Requests: The scheduler ensures the node has at least this much CPU allocatable. The container is guaranteed this CPU capacity.

Limits: If the container tries to use more CPU than its limit, it is throttled by the Completely Fair Scheduler (CFS). The container is not killed, but it becomes slower.

# Check if a container is being CPU-throttled
kubectl exec resource-demo -- cat /sys/fs/cgroup/cpu.stat
# Look for nr_throttled and throttled_time values

Memory Resources

Memory is measured in bytes. Common suffixes:

Ki = kibibytes (1024 bytes)
Mi = mebibytes (1024 Ki)
Gi = gibibytes (1024 Mi)

Requests: The scheduler ensures the node has at least this much memory allocatable.

Limits: If the container tries to use more memory than its limit, it is OOM-killed (Out of Memory). Unlike CPU throttling, this is a hard kill.

# Check if a container was OOM-killed
kubectl describe pod resource-demo
# Look for: Last State: Terminated, Reason: OOMKilled

How Scheduling Works with Requests

The scheduler uses requests (not limits) when deciding where to place a Pod. It sums the requests of all Pods on a node and ensures the total does not exceed the node's allocatable resources.

Node allocatable CPU: 4000m
Existing Pod requests: 3000m
New Pod request: 1500m

Result: Pod cannot be scheduled on this node (3000 + 1500 > 4000)

This means:

Setting requests too high wastes cluster resources (Pods cannot be packed efficiently).
Setting requests too low leads to overcommitment and potential eviction under pressure.

What Happens Without Requests or Limits

| Configuration | Behavior | |--------------|----------| | No requests, no limits | BestEffort QoS -- evicted first, no guarantees | | Requests only | Burstable QoS -- can use unlimited CPU/memory above request | | Limits only | Requests are automatically set equal to limits (Guaranteed QoS) | | Both requests and limits | Burstable or Guaranteed depending on whether they match |

Note that starting with Kubernetes 1.32, if you set limits but not requests, the requests default to the limit values. This is important because it can inadvertently give you a Guaranteed QoS class.

LimitRange: Namespace Defaults

A LimitRange sets default resource values and constraints for a namespace:

apiVersion: v1
kind: LimitRange
metadata:
  name: default-limits
  namespace: production
spec:
  limits:
    - type: Container
      default:
        cpu: "500m"
        memory: "256Mi"
      defaultRequest:
        cpu: "250m"
        memory: "128Mi"
      max:
        cpu: "2"
        memory: "2Gi"
      min:
        cpu: "50m"
        memory: "32Mi"

This ensures that every container in the production namespace gets at least the default requests and cannot exceed the max values.
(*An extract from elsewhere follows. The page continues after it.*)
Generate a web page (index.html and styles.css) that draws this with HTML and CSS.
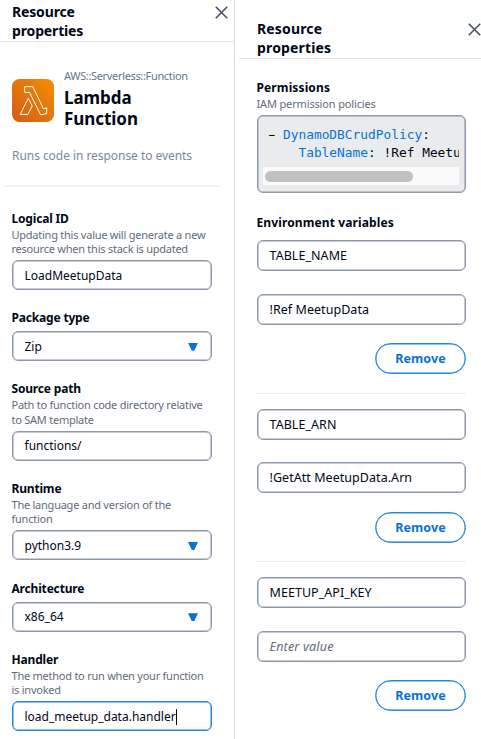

ResourceQuota: Namespace Totals

While LimitRange constrains individual containers, ResourceQuota constrains the aggregate resources for an entire namespace:

apiVersion: v1
kind: ResourceQuota
metadata:
  name: namespace-quota
  namespace: production
spec:
  hard:
    requests.cpu: "10"
    requests.memory: "20Gi"
    limits.cpu: "20"
    limits.memory: "40Gi"
    pods: "50"

Right-Sizing Resources

Setting resources correctly is one of the hardest operational tasks. These tools and approaches help:

# Check actual resource usage
kubectl top pod resource-demo

# Use Vertical Pod Autoscaler (VPA) recommendations
kubectl get vpa my-app-vpa -o jsonpath='{.status.recommendation}'

A practical approach:

Start with generous limits and conservative requests.
Observe actual usage with kubectl top or Prometheus metrics (container_cpu_usage_seconds_total, container_memory_working_set_bytes).
Adjust requests to match the p95 actual usage.
Set limits at 2-3x the request as a safety margin.
Use VPA in recommendation mode to automate this analysis.

Best Practices

Always set both requests and limits in production to ensure predictable scheduling and prevent runaway containers.
Set requests based on actual observed usage -- not guesses.
Be cautious with CPU limits -- some teams omit CPU limits intentionally to avoid throttling, relying on requests for scheduling and leaving CPU unbound.
Never set memory limits lower than requests -- this creates an impossible constraint.
Use LimitRange to enforce resource hygiene across teams sharing a cluster.
Monitor for OOM kills and CPU throttling as signals that your resource settings need adjustment.